There are four other poems copied out in this volume, from Finch's earlier years. While they are one hundred pages apart from this, which is clearly marked "by Lady Winchilsea" (in her own hand), and is a first uncorrected version, and must therefore have been written after August 5, 1712. The early years of the first four and Anne's acknowledged sense of herself from "the puggs" on (1714) as partly a Londoner, suggests this is not a late poem.

Anne Finch (now Lady Winchilsea) and Lady Worseley's friendship (as earlier Anne and Lady Thanet's or Arminda) throve on the nearness of their homes and family relationships. Now Anne was no longer going to Longleat (Lord Weymouth died on July 29, 1715 and the property went to another branch of the Thynne family).
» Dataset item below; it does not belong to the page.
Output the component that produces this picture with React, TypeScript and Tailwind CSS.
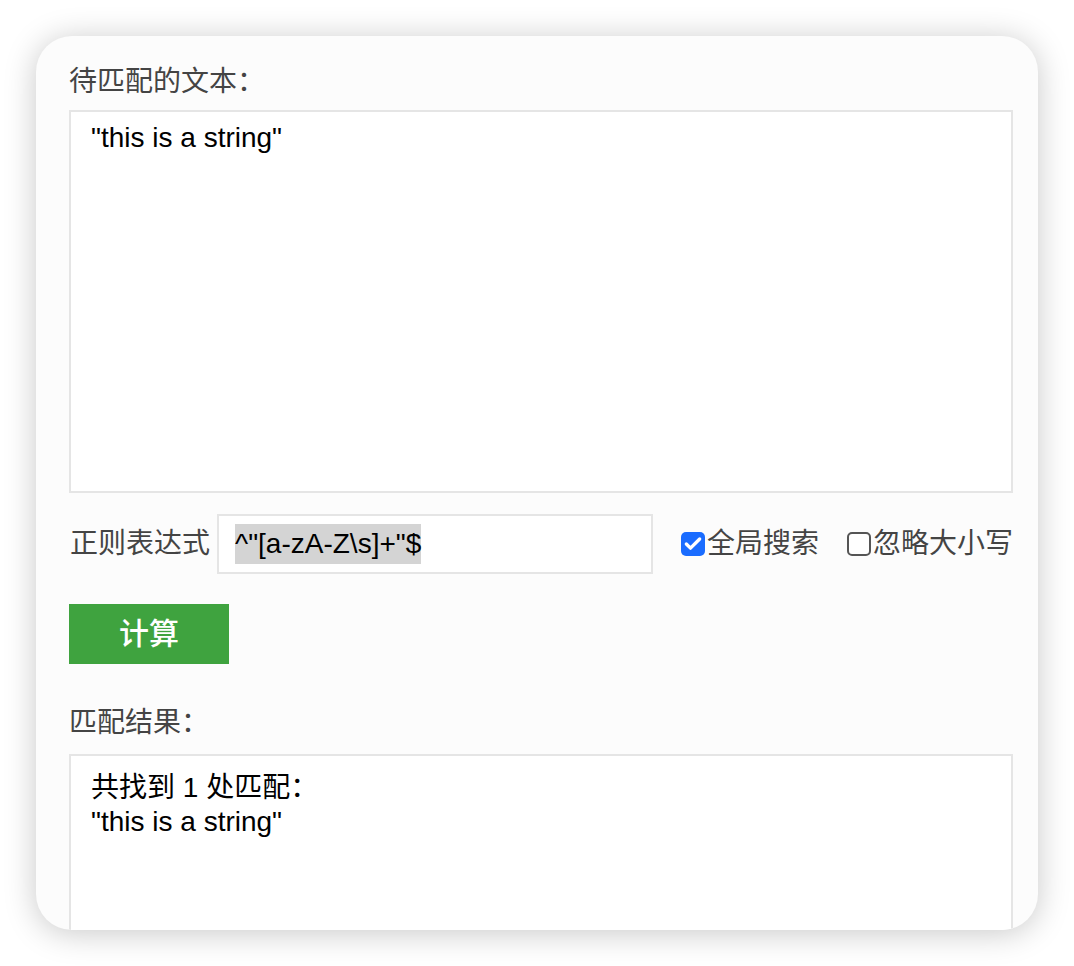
import { Check } from "lucide-react";

const font = "font-['Liberation_Sans','Noto_Sans_CJK_SC',sans-serif]";

function Checkbox({ checked, label }: { checked: boolean; label: string }) {
  return (
    <label className="flex shrink-0 items-center gap-[2px] whitespace-nowrap">
      {checked ? (
        <span className="flex size-[24px] items-center justify-center rounded-[5px] bg-[#1a6cff]">
          <Check className="size-[20px] text-white" strokeWidth={4} />
        </span>
      ) : (
        <span className="size-[24px] rounded-[5px] border-2 border-[#555] bg-white" />
      )}
      <span>{label}</span>
    </label>
  );
}

export default function App() {
  return (
    <div className={`min-h-[966px] bg-white px-[36px] pt-[36px] ${font}`}>
      <div className="h-[894px] w-[1002px] overflow-hidden rounded-[36px] bg-[#fcfcfc] pl-[33px] pr-[25px] pt-[29px] text-[28px] leading-[34px] text-[#444] shadow-[0_3px_32px_rgba(0,0,0,0.22)]">
        <div>待匹配的文本：</div>
        <div className="mt-[11px] h-[383px] w-[944px] border-2 border-[#e5e5e5] bg-white pl-[20px] pt-[9px] text-black">
          "this is a string"
        </div>

        <div className="mt-[21px] flex h-[60px] items-center whitespace-nowrap">
          <span className="w-[148px] shrink-0 pl-px">正则表达式</span>
          <div className="flex h-[60px] w-[436px] shrink-0 items-center border-2 border-[#e5e5e5] bg-white pl-[16px]">
            <span className="bg-[#d4d4d4] leading-[40px] text-black">^"[a-zA-Z\s]+"$</span>
          </div>
          <div className="ml-[28px] flex items-center gap-[28px]">
            <Checkbox checked label="全局搜索" />
            <Checkbox checked={false} label="忽略大小写" />
          </div>
        </div>

        <button
          type="button"
          className="mt-[30px] flex h-[60px] w-[160px] items-center justify-center bg-[#3fa33f] text-[30px] font-medium text-white"
        >
          计算
        </button>

        <div className="mt-[42px]">匹配结果：</div>
        <div className="mt-[14px] h-[300px] w-[944px] border-2 border-[#e5e5e5] bg-white pl-[20px] pt-[15px] text-black">
          <div>共找到 1 处匹配：</div>
          <div>"this is a string"</div>
        </div>
      </div>
    </div>
  );
}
She only occasionally came with Heneage to Hampshire to see to Anne's "nephew Kingsmill's" estates (Heneage's phrase for Anne's uncle's heir, another Sir William Kingsmill, perhaps feeble minded -- it's not clear but a letter implies this). The Kingsmill estate was not close to Lord Worseley's Hampshire seat (in the Isle of Wight) or his other properties. Thus Lady Worseley had separated herself from her aunt.

Into Anne's August 4, 1704 letter to Lady Worseley one may also read Lady Worseley's desire to escape Anne's intense presence (perhaps the missing one another was not inadvertent on Lady Worseley's part). In this poem Anne has clearly waited for this "long long expected" visit; she now grieves so because it has been so short. The poem is filled with extravagant praise for Lady Worseley; Anne seems to be clutching onto a woman who had become a reluctant friend.